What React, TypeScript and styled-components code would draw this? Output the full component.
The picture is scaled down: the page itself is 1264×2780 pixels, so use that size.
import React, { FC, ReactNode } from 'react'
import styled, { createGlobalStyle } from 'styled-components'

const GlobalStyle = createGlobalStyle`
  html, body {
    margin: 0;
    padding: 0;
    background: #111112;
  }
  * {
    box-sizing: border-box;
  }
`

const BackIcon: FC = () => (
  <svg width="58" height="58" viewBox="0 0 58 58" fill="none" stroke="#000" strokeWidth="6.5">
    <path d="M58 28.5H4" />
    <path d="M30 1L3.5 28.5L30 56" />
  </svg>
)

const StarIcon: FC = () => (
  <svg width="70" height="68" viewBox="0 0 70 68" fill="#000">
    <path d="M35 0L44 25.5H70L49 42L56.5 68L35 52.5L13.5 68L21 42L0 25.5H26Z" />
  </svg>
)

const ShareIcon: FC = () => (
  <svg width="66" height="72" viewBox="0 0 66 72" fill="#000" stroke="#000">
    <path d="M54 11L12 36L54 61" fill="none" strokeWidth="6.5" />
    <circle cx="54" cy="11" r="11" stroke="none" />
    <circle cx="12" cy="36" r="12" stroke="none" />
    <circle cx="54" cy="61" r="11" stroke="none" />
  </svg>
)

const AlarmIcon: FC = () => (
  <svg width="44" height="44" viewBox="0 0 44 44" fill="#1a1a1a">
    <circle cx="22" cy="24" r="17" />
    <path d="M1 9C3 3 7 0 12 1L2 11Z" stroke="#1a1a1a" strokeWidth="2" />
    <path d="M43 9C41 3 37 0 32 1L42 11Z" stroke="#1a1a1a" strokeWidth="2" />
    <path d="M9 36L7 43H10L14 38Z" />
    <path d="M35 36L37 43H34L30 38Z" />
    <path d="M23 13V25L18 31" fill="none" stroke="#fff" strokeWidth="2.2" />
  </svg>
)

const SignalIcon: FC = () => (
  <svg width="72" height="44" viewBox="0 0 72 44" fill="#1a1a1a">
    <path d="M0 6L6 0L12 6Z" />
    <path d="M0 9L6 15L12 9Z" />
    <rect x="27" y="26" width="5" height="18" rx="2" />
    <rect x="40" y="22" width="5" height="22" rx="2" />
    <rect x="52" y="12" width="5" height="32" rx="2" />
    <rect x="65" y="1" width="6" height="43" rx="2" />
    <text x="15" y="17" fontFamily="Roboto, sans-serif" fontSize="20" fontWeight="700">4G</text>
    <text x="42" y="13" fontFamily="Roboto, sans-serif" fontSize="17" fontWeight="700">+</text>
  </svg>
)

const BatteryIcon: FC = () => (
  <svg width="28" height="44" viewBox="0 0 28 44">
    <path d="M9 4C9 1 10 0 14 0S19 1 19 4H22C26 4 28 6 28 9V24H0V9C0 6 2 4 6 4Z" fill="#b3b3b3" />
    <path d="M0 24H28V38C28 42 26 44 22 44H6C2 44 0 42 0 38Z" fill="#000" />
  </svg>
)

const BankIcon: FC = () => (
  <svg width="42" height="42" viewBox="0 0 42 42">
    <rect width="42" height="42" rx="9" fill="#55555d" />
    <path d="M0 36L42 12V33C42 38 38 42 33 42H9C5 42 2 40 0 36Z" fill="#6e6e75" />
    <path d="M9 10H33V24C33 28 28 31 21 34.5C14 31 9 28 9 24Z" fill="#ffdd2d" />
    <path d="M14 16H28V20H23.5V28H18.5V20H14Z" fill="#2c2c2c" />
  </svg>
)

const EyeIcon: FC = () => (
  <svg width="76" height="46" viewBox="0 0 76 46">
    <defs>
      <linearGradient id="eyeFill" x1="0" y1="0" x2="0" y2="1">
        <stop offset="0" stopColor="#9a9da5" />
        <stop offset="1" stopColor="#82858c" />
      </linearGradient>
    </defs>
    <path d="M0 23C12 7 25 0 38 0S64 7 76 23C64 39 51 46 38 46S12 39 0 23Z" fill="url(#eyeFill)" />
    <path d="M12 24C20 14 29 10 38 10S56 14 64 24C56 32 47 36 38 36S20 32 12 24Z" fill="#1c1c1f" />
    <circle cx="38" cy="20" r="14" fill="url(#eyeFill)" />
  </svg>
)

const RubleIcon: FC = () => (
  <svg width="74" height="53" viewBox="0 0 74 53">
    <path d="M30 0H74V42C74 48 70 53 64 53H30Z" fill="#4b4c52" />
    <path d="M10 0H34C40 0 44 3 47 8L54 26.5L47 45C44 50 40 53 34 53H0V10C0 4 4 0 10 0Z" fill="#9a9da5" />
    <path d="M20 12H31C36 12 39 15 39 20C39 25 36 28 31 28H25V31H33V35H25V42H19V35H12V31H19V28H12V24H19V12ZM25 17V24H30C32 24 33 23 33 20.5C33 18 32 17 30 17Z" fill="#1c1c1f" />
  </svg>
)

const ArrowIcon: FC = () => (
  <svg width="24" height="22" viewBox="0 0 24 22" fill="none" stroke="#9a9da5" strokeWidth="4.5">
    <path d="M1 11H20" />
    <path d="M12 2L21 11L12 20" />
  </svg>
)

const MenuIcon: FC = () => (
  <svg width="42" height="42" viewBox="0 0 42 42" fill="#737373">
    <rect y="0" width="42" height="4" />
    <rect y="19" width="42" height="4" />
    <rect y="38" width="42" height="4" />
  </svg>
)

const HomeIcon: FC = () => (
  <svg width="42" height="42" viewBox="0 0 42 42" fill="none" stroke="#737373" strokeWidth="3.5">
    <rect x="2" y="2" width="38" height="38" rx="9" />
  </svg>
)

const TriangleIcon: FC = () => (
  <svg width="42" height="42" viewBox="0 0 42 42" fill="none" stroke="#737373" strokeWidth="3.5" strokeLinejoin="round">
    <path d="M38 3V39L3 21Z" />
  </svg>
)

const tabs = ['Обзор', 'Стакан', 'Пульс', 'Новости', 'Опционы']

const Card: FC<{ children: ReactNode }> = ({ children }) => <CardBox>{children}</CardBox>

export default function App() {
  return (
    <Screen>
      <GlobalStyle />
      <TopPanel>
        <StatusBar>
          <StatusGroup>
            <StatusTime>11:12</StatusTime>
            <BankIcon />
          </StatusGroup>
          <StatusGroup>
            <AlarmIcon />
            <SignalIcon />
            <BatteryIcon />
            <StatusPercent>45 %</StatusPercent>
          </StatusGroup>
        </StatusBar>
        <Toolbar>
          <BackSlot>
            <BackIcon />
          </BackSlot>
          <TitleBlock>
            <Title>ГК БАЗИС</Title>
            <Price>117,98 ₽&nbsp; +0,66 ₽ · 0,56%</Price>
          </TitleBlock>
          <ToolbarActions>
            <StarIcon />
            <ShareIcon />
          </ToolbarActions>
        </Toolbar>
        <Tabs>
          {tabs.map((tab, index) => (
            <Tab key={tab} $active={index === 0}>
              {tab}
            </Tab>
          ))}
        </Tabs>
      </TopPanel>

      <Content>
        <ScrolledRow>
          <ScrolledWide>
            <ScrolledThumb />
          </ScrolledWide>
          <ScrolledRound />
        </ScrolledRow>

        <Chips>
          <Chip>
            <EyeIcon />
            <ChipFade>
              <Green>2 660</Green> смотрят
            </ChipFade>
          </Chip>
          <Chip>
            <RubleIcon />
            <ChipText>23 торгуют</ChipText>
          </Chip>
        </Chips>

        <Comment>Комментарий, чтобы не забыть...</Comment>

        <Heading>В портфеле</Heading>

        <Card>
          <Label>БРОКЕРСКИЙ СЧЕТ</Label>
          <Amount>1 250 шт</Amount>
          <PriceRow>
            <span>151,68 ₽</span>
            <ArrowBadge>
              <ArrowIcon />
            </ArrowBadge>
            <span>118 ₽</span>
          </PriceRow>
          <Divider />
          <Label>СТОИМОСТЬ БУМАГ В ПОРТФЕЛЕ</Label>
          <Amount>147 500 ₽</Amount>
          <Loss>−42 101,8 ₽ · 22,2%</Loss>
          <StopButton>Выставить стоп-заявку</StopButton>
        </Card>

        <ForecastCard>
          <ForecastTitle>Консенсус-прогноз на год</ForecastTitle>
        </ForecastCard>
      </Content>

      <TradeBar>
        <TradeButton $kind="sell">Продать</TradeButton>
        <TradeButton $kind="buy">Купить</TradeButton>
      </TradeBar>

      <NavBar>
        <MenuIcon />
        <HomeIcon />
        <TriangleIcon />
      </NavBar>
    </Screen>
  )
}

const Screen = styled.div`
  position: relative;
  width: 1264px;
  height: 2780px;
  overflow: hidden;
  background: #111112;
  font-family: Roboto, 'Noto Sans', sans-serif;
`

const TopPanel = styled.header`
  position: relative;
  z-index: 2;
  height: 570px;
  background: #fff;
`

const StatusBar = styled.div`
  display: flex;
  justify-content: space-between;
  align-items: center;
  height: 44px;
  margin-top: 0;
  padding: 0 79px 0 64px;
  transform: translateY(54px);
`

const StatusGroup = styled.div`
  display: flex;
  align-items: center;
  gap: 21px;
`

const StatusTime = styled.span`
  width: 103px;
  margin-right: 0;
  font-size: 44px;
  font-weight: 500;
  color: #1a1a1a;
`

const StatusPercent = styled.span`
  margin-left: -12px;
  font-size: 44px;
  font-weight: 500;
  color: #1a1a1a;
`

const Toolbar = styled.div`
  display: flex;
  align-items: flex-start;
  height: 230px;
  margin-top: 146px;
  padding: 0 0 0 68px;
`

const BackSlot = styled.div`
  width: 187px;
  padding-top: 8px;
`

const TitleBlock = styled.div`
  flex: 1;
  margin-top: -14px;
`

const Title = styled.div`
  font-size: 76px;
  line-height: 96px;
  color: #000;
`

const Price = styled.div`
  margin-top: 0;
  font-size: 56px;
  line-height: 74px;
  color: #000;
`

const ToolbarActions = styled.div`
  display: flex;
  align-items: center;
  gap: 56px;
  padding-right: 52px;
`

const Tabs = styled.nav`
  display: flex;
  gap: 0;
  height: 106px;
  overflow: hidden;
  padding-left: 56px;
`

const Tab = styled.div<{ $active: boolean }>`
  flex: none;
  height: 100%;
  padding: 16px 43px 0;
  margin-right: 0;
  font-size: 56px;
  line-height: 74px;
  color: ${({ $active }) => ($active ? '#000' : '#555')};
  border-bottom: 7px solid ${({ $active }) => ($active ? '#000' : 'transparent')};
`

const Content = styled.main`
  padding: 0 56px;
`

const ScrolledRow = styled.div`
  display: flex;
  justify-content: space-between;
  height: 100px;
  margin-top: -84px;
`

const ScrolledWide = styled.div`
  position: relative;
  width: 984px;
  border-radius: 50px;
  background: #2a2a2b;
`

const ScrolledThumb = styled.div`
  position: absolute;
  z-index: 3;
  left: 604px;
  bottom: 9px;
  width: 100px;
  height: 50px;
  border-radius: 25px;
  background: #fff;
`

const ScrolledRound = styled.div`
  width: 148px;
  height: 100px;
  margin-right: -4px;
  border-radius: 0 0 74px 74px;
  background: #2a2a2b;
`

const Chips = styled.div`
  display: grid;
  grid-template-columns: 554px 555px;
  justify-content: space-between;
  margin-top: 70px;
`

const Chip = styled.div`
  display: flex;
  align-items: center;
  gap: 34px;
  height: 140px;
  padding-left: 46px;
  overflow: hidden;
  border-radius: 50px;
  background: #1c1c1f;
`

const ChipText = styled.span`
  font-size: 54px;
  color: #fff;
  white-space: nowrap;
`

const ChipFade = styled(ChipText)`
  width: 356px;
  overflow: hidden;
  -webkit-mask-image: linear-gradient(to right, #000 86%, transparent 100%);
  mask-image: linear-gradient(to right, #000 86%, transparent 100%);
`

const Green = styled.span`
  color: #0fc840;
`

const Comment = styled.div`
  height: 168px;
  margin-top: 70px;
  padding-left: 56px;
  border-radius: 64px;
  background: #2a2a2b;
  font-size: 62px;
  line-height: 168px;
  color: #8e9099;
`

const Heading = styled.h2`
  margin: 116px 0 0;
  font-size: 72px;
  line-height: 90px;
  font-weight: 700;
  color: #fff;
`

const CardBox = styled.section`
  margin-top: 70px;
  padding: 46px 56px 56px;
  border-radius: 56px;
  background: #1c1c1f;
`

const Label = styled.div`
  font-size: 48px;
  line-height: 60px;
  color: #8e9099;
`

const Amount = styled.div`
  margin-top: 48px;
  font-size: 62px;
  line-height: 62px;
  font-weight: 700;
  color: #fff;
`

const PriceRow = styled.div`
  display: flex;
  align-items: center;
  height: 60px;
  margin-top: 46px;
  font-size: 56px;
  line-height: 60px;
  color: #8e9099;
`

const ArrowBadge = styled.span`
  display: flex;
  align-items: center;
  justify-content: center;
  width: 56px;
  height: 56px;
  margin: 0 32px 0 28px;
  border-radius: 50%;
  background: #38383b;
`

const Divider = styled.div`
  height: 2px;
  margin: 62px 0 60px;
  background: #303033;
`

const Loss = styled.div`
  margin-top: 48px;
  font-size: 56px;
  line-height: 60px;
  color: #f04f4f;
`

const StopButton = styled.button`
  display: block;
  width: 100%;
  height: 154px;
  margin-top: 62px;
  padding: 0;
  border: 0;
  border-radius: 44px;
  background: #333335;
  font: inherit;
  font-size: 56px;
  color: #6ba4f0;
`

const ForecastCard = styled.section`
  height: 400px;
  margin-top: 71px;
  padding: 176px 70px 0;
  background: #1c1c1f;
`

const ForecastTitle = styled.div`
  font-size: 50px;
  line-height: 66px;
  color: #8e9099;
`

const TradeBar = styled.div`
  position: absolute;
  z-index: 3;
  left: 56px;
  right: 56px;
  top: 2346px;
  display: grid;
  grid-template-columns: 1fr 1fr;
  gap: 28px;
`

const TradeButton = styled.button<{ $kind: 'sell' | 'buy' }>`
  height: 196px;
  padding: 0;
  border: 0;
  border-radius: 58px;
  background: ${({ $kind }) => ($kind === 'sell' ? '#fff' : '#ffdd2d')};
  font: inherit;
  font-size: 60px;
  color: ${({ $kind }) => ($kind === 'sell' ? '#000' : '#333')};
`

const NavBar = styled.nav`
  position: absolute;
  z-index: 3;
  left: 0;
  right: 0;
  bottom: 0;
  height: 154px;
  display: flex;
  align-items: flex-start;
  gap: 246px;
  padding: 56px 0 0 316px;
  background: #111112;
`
_ _ _ _ _ _ _
◆ WRITTEN EXERCISE: How many lines of the listing above include the word "components"? Reply with the number alone.

◆ WRITTEN REPLY: 2